A true Environmentalist will acknowledge this as fact. Therefore, Environmentalism will stand very different from religion, where submission without a question is the last word. Climate Change is no retribution of Nature, no wrath of Gods – it’s simply a vastly intricate physical system gone wrong due to mistaken dealings of man in one part. Pollution had never been a sin, it was a mistake.

So it will remain Environmentalism and Religion. I do not think we can discount religion or ignore its tremendous capacity to move people any time soon, despite steady increase of non-believers/atheists. I do not think Environmentalism should be allowed to be politicized like religion either.

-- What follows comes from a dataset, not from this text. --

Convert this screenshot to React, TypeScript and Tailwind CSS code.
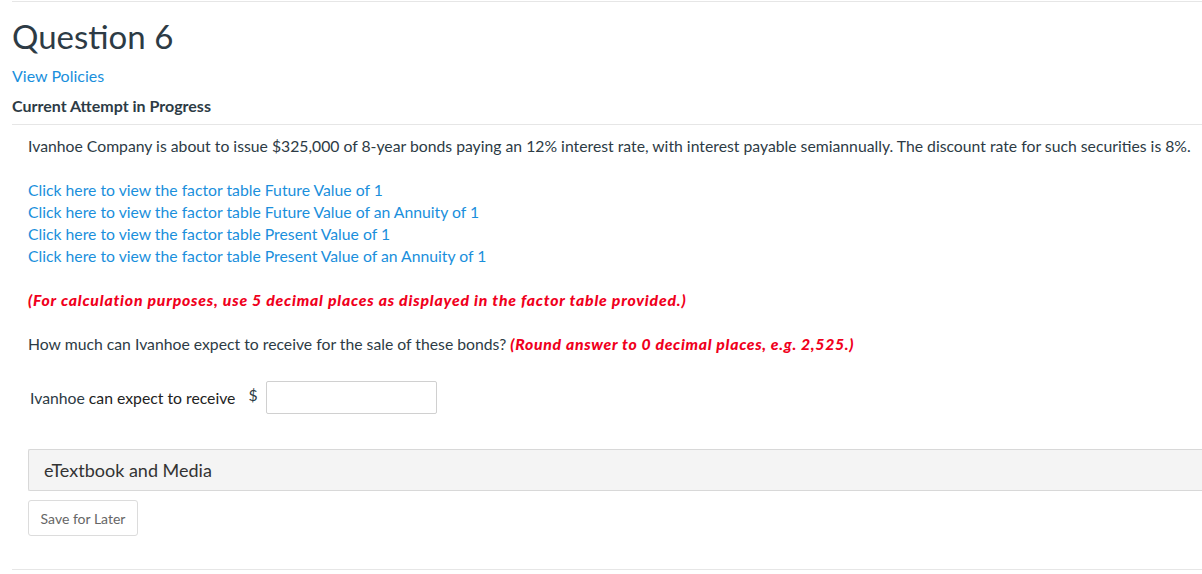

Environmentalism and religion need not necessarily synthesize into an environmental theology. Institutionalized efforts to do so, is a huge waste of time and energy and not in the best interest of Climate Change movement. Rather world can benefit, in the wake of Climate Crisis, by coming together retaining each belief system’s power to influence people to regulate and moderate their views towards life just by honest persuasion. Something in that direction has, in fact, taken place in USA. A group was spearheaded by leaders of Harvard University’s Center for Health and the Global Environment in Boston, Massachusetts, and the National Association of Evangelicals (NAE), an umbrella group that encompasses 45,000 churches, and represents 40% of the Republican Party’s supporters. “It doesn’t matter if we are liberals or conservatives, Darwinists or Creationists, we are all under the same atmosphere and drink the same water and will do everything we can to work together to solve these problems,” said Eric Chivian, Director of Harvard’s Center for Health and the Global Environment. I would acknowledge Mr. Eric Chivian as a true Environmentalist.